GIVEN REQUEST: Gather every line holding the string "table".

MATERIAL:

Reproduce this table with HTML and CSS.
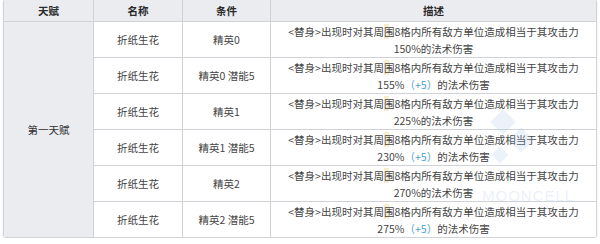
FILE: index.html
```html
<!DOCTYPE html>
<html lang="zh">
<head>
<meta charset="utf-8">
<link rel="stylesheet" href="styles.css">
</head>
<body>
<div class="wrap">
  <table class="talent">
    <colgroup>
      <col class="c1"><col class="c2"><col class="c3"><col class="c4">
    </colgroup>
    <thead>
      <tr><th>天赋</th><th>名称</th><th>条件</th><th>描述</th></tr>
    </thead>
    <tbody>
      <tr>
        <td class="group" rowspan="6">第一天赋</td>
        <td>折纸生花</td><td>精英0</td>
        <td class="desc">&lt;替身&gt;出现时对其周<span class="hl">围</span>8格内所有敌方单位造成相当于其攻击力<br>150%的法术伤害</td>
      </tr>
      <tr>
        <td>折纸生花</td><td>精英0 潜能5</td>
        <td class="desc">&lt;替身&gt;出现时对其周<span class="hl">围</span>8格内所有敌方单位造成相当于其攻击力<br>155%<span class="plus">（+5）</span>的法术伤害</td>
      </tr>
      <tr>
        <td>折纸生花</td><td>精英1</td>
        <td class="desc">&lt;替身&gt;出现时对其周<span class="hl">围</span>8格内所有敌方单位造成相当于其攻击力<br>225%的法术伤害</td>
      </tr>
      <tr>
        <td>折纸生花</td><td>精英1 潜能5</td>
        <td class="desc">&lt;替身&gt;出现时对其周<span class="hl">围</span>8格内所有敌方单位造成相当于其攻击力<br>230%<span class="plus">（+5）</span>的法术伤害</td>
      </tr>
      <tr>
        <td>折纸生花</td><td>精英2</td>
        <td class="desc">&lt;替身&gt;出现时对其周<span class="hl">围</span>8格内所有敌方单位造成相当于其攻击力<br>270%的法术伤害</td>
      </tr>
      <tr>
        <td>折纸生花</td><td>精英2 潜能5</td>
        <td class="desc">&lt;替身&gt;出现时对其周<span class="hl">围</span>8格内所有敌方单位造成相当于其攻击力<br>275%<span class="plus">（+5）</span>的法术伤害</td>
      </tr>
    </tbody>
  </table>
  <div class="watermark" aria-hidden="true">
    <span class="dia d1"></span>
    <span class="dia d2"></span>
    <span class="dia d3"></span>
    <span class="wm-text">MOONCELL</span>
  </div>
</div>
</body>
</html>
```
FILE: styles.css
```css
html, body {
  margin: 0;
  padding: 0;
  background: #ffffff;
}
body {
  font-family: "Noto Sans CJK SC", "Noto Sans", sans-serif;
  font-size: 10.5px;
  color: #3a3a3a;
}
.wrap {
  position: relative;
  width: 592px;
  margin: -1px 0 0 3px;
  border: 1px solid #d0d3d8;
  border-radius: 3px;
  overflow: hidden;
  box-shadow: 0 1px 2px rgba(0, 0, 0, 0.12);
}
.talent {
  width: 100%;
  border-collapse: separate;
  border-spacing: 0;
  table-layout: fixed;
}
.c1 { width: 90px; }
.c2 { width: 89px; }
.c3 { width: 88px; }
.c4 { width: auto; }
.talent th,
.talent td {
  padding: 0;
  text-align: center;
  vertical-align: middle;
  border-right: 1px solid #cfd2d7;
  border-bottom: 1px solid #cfd2d7;
}
.talent th:last-child,
.talent td:last-child {
  border-right: none;
}
.talent tbody tr:last-child td {
  border-bottom: none;
}
.talent td.group {
  border-bottom: none;
}
.talent th {
  background: #eaecf0;
  height: 21px;
  font-weight: bold;
  color: #2a2a2a;
}
.talent td {
  height: 35px;
  background: #ffffff;
  color: #444444;
}
.talent td.group {
  background: #eaecf0;
  color: #2f2f2f;
}
.talent td.desc {
  line-height: 17px;
}
.plus {
  color: #4a9fd0;
}
.hl {
  background: linear-gradient(90deg, rgba(240, 225, 160, 0.55) 0 45%, transparent 45%);
}
.watermark {
  position: absolute;
  left: 450px;
  top: 105px;
  width: 110px;
  height: 105px;
  pointer-events: none;
}
.dia {
  position: absolute;
  width: 18px;
  height: 18px;
  background: rgba(170, 195, 230, 0.22);
  transform: rotate(45deg);
}
.d1 { left: 40px; top: 8px; }
.d2 { left: 58px; top: 26px; }
.d3 { left: 40px; top: 44px; width: 12px; height: 12px; }
.wm-text {
  position: absolute;
  left: 28px;
  top: 82px;
  font-family: "Liberation Sans", sans-serif;
  font-size: 15px;
  letter-spacing: 1px;
  color: rgba(170, 195, 230, 0.25);
}
```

FULL SOLUTION:
Reproduce this table with HTML and CSS.
  <table class="talent">
  </table>
  table-layout: fixed;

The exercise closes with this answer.